Asked, Md Tajul Islam, managing director of the BCBL, advised this correspondent to contact Kazi Md Rezaul Karim, deputy managing director of the bank.
BCBL REINSTATES SUSPENDED OFFICIAL
The BCBL suspended its three high officials, including Rezaul, on August 19 last year, over their alleged involvement in the scam.
The board of the bank, however, withdrew Rezaul's suspension on November 8 on the condition that he helps the bankrecover the defaulted loans from Shahjahan, according to the bank documents.
Contacted over mobile phone on June 13, Rezaul told this correspondent to discuss the matter with him in person at the BCBL head office in the capital's Motijheel.
But when this correspondent went to the BCBL office, he avoided meeting the correspondent.
BB'S CURIOUS STANCE
When the scam came to light, the BB had taken a strong stance over it.
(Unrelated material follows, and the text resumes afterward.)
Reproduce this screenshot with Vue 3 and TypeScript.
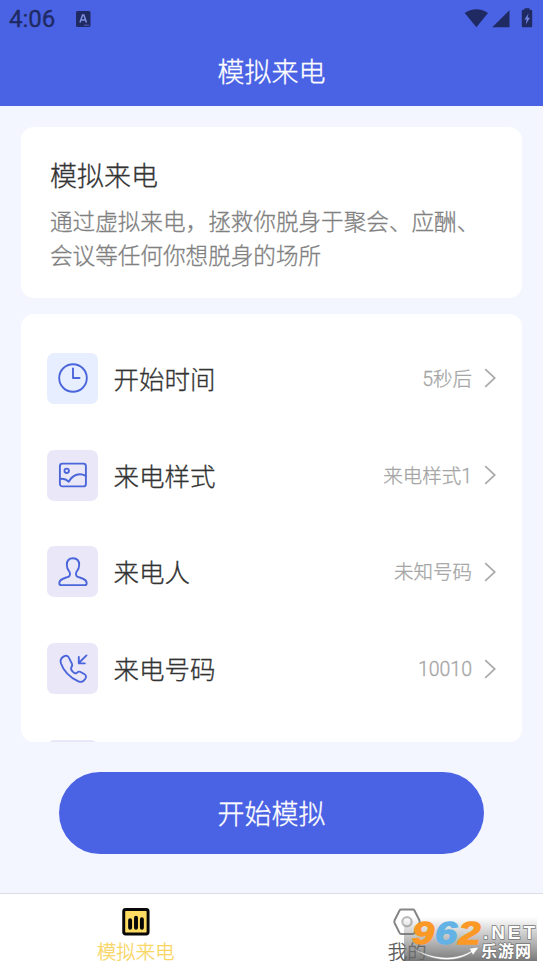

But it later backtracked on its position amid immense pressure from influential groups, said BB officials.
On December 15, 2019, the BCBL had requested the central bank to allow it to reschedule the defaulted loan, but the plea was rejected.
In response to the BCBL's application, the BB said there was no scope for giving permission to reschedule the defaulted loan as the fund was embezzled.
But the BB surprisingly made an about-face and allowed the bank to reschedule the loan on April 19 this year, saying half of the loan must be paid by June 30 and the rest by September 28.
Md Serajul Islam, spokesperson for the BB, said the BB had given instructions to recover half of the amount by June and the rest by September.
He, however, avoided giving answer why the BB suddenly changed its stance.